NEW DELHI -- Amid a raging row over Vijay Mallya fleeing the country, Finance Minister Arun Jaitley today said the banks will recover every penny of loan given to him and investigative agencies will take strong action against the liquor baron wherever he is found to have violated the law.

Mallya, promoter of long-grounded Kingfisher Airlines, had left India on 2 March, presumably for London, days before Supreme Court heard a plea of clutch of state-owned banks seeking recovery of over Rs 9,000 crore from his group firms.

"... his (Mallya's) facts are very clear. Every government agency, whether its taxation department or investigative agency, wherever he has violated law, is going to take strong action. As far as banks are concerned, they are going to recover every penny of the rupee that they can from him," Jaitley said.

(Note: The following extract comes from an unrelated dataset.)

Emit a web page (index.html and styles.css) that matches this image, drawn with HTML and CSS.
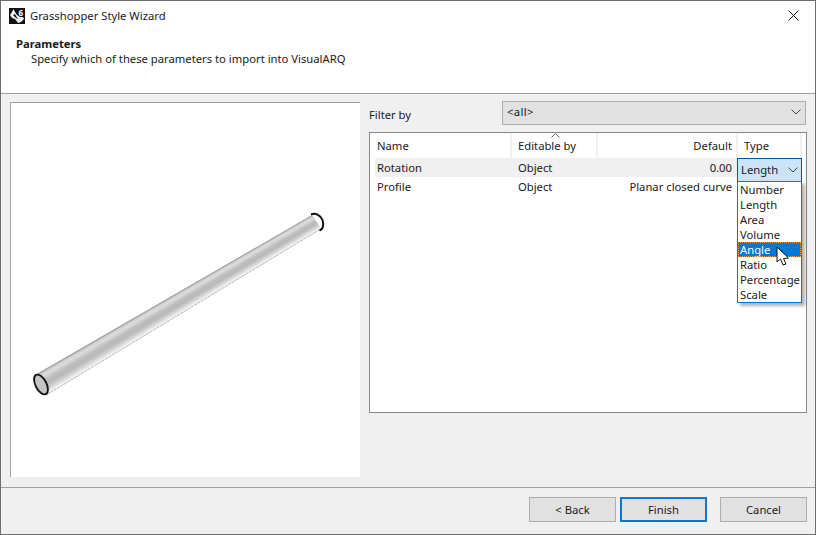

The minister was answering questions at India Today Conclave on what the government was doing to recover money from Mallya, who is currently in the UK.

He also said the government has been trying to address the problem of NPAs in sectors like steel, textile, highways and infrastructure, which are on account of economic slowdown.

"NPAs due to sectoral slowdown would cease to be NPAs once there is an upturn," he added.

However, Jaitley said, the real source of worry was the cases involving "misconduct" on the part of individuals.

"There is a second category where large amounts of loans have been given in individual cases and some of the people misconducted themselves, there may not be adequate sureties and that's a source of worry... this is the one, which is real cause of worry because there are moral and ethical issues without legal liability

"This kind of example (Mallya case)... has brought a huge bad name to both India's banking and also to India's private sector. It's dangerous for the future if (we) are not able to remedy this," he said.

He further said the immediate job of the government was to make sure public sector banks remained strong. "So I am trying to recapitalise banks."